Instruction.
Images are not part of the copy; write out the rest of the data exactly as given.
** Begin **
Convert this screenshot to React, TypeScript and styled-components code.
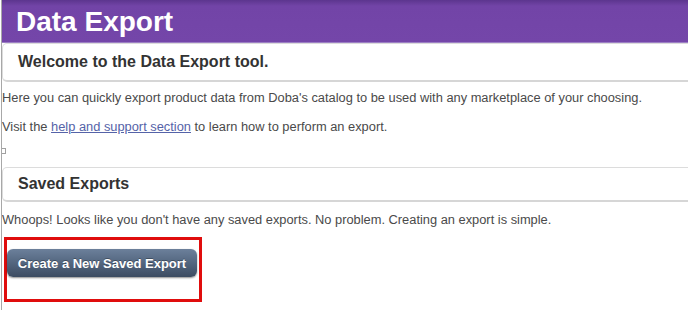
import styled, { createGlobalStyle } from "styled-components";

const GlobalStyle = createGlobalStyle`
  html, body {
    margin: 0;
    padding: 0;
    background: #ffffff;
  }
  body {
    font-family: "Liberation Sans", Arial, sans-serif;
  }
`;

const Page = styled.div`
  width: 686px;
  height: 310px;
  margin-left: 1px;
  border-left: 1px solid #a8a8a8;
  overflow: hidden;
  display: flex;
  flex-direction: column;
`;

const Header = styled.header`
  height: 42px;
  border-bottom: 1px solid #9c7fc4;
  background: linear-gradient(to bottom, #5c358e 0px, #7244a7 6px, #7446a9 100%);
  display: flex;
  align-items: center;
  padding-left: 14px;
`;

const Title = styled.h1`
  margin: 0;
  padding-top: 2px;
  font-size: 28px;
  font-weight: bold;
  color: #ffffff;
`;

const SectionBox = styled.div<{ $height: number; $top?: number }>`
  height: ${(p) => p.$height}px;
  margin-top: ${(p) => p.$top ?? 0}px;
  box-sizing: border-box;
  margin-right: -8px;
  border: 1px solid #dcdcdc;
  border-bottom: 2px solid #d6d6d6;
  border-radius: 5px;
  background: #ffffff;
  display: flex;
  align-items: center;
  padding-left: 15px;
`;

const SectionTitle = styled.h2`
  margin: 0;
  font-size: 16px;
  font-weight: bold;
  color: #333333;
`;

const Text = styled.p<{ $top: number }>`
  margin: ${(p) => p.$top}px 0 0 0;
  font-size: 12.85px;
  line-height: 16px;
  color: #4a4a4a;
`;

const Link = styled.a`
  color: #5563a8;
  text-decoration: underline;
`;

const Marker = styled.span`
  display: block;
  width: 4px;
  height: 4px;
  margin: 13px 0 0 -2px;
  border: 1px solid #a0a0a0;
  background: #ffffff;
`;

const Highlight = styled.div`
  align-self: flex-start;
  margin: 9px 0 0 2px;
  padding: 9px 2px 22px 0;
  border: 3px solid #e00d0d;
`;

const Button = styled.button`
  display: block;
  height: 28px;
  width: 190px;
  border: none;
  border-radius: 6px;
  background: linear-gradient(to bottom, #6c809b 0%, #53667f 50%, #3c4b61 100%);
  box-shadow: 0 1px 2px rgba(0, 0, 0, 0.45);
  color: #ffffff;
  font-family: "Liberation Sans", Arial, sans-serif;
  font-size: 13px;
  font-weight: bold;
  text-shadow: 0 -1px 0 rgba(0, 0, 0, 0.3);
  padding: 0;
  cursor: pointer;
`;

export default function App() {
  return (
    <>
      <GlobalStyle />
      <Page>
        <Header>
          <Title>Data Export</Title>
        </Header>
        <SectionBox $height={39}>
          <SectionTitle>Welcome to the Data Export tool.</SectionTitle>
        </SectionBox>
        <Text $top={8}>
          Here you can quickly export product data from Doba's catalog to be used with any
          marketplace of your choosing.
        </Text>
        <Text $top={13}>
          Visit the <Link href="#">help and support section</Link> to learn how to perform an
          export.
        </Text>
        <Marker />
        <SectionBox $height={35} $top={13}>
          <SectionTitle>Saved Exports</SectionTitle>
        </SectionBox>
        <Text $top={10}>
          Whoops! Looks like you don't have any saved exports. No problem. Creating an export is
          simple.
        </Text>
        <Highlight>
          <Button>Create a New Saved Export</Button>
        </Highlight>
      </Page>
    </>
  );
}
** End **
The result.
Convert this screenshot to React, TypeScript and styled-components code.
import styled, { createGlobalStyle } from "styled-components";

const GlobalStyle = createGlobalStyle`
  html, body {
    margin: 0;
    padding: 0;
    background: #ffffff;
  }
  body {
    font-family: "Liberation Sans", Arial, sans-serif;
  }
`;

const Page = styled.div`
  width: 686px;
  height: 310px;
  margin-left: 1px;
  border-left: 1px solid #a8a8a8;
  overflow: hidden;
  display: flex;
  flex-direction: column;
`;

const Header = styled.header`
  height: 42px;
  border-bottom: 1px solid #9c7fc4;
  background: linear-gradient(to bottom, #5c358e 0px, #7244a7 6px, #7446a9 100%);
  display: flex;
  align-items: center;
  padding-left: 14px;
`;

const Title = styled.h1`
  margin: 0;
  padding-top: 2px;
  font-size: 28px;
  font-weight: bold;
  color: #ffffff;
`;

const SectionBox = styled.div<{ $height: number; $top?: number }>`
  height: ${(p) => p.$height}px;
  margin-top: ${(p) => p.$top ?? 0}px;
  box-sizing: border-box;
  margin-right: -8px;
  border: 1px solid #dcdcdc;
  border-bottom: 2px solid #d6d6d6;
  border-radius: 5px;
  background: #ffffff;
  display: flex;
  align-items: center;
  padding-left: 15px;
`;

const SectionTitle = styled.h2`
  margin: 0;
  font-size: 16px;
  font-weight: bold;
  color: #333333;
`;

const Text = styled.p<{ $top: number }>`
  margin: ${(p) => p.$top}px 0 0 0;
  font-size: 12.85px;
  line-height: 16px;
  color: #4a4a4a;
`;

const Link = styled.a`
  color: #5563a8;
  text-decoration: underline;
`;

const Marker = styled.span`
  display: block;
  width: 4px;
  height: 4px;
  margin: 13px 0 0 -2px;
  border: 1px solid #a0a0a0;
  background: #ffffff;
`;

const Highlight = styled.div`
  align-self: flex-start;
  margin: 9px 0 0 2px;
  padding: 9px 2px 22px 0;
  border: 3px solid #e00d0d;
`;

const Button = styled.button`
  display: block;
  height: 28px;
  width: 190px;
  border: none;
  border-radius: 6px;
  background: linear-gradient(to bottom, #6c809b 0%, #53667f 50%, #3c4b61 100%);
  box-shadow: 0 1px 2px rgba(0, 0, 0, 0.45);
  color: #ffffff;
  font-family: "Liberation Sans", Arial, sans-serif;
  font-size: 13px;
  font-weight: bold;
  text-shadow: 0 -1px 0 rgba(0, 0, 0, 0.3);
  padding: 0;
  cursor: pointer;
`;

export default function App() {
  return (
    <>
      <GlobalStyle />
      <Page>
        <Header>
          <Title>Data Export</Title>
        </Header>
        <SectionBox $height={39}>
          <SectionTitle>Welcome to the Data Export tool.</SectionTitle>
        </SectionBox>
        <Text $top={8}>
          Here you can quickly export product data from Doba's catalog to be used with any
          marketplace of your choosing.
        </Text>
        <Text $top={13}>
          Visit the <Link href="#">help and support section</Link> to learn how to perform an
          export.
        </Text>
        <Marker />
        <SectionBox $height={35} $top={13}>
          <SectionTitle>Saved Exports</SectionTitle>
        </SectionBox>
        <Text $top={10}>
          Whoops! Looks like you don't have any saved exports. No problem. Creating an export is
          simple.
        </Text>
        <Highlight>
          <Button>Create a New Saved Export</Button>
        </Highlight>
      </Page>
    </>
  );
}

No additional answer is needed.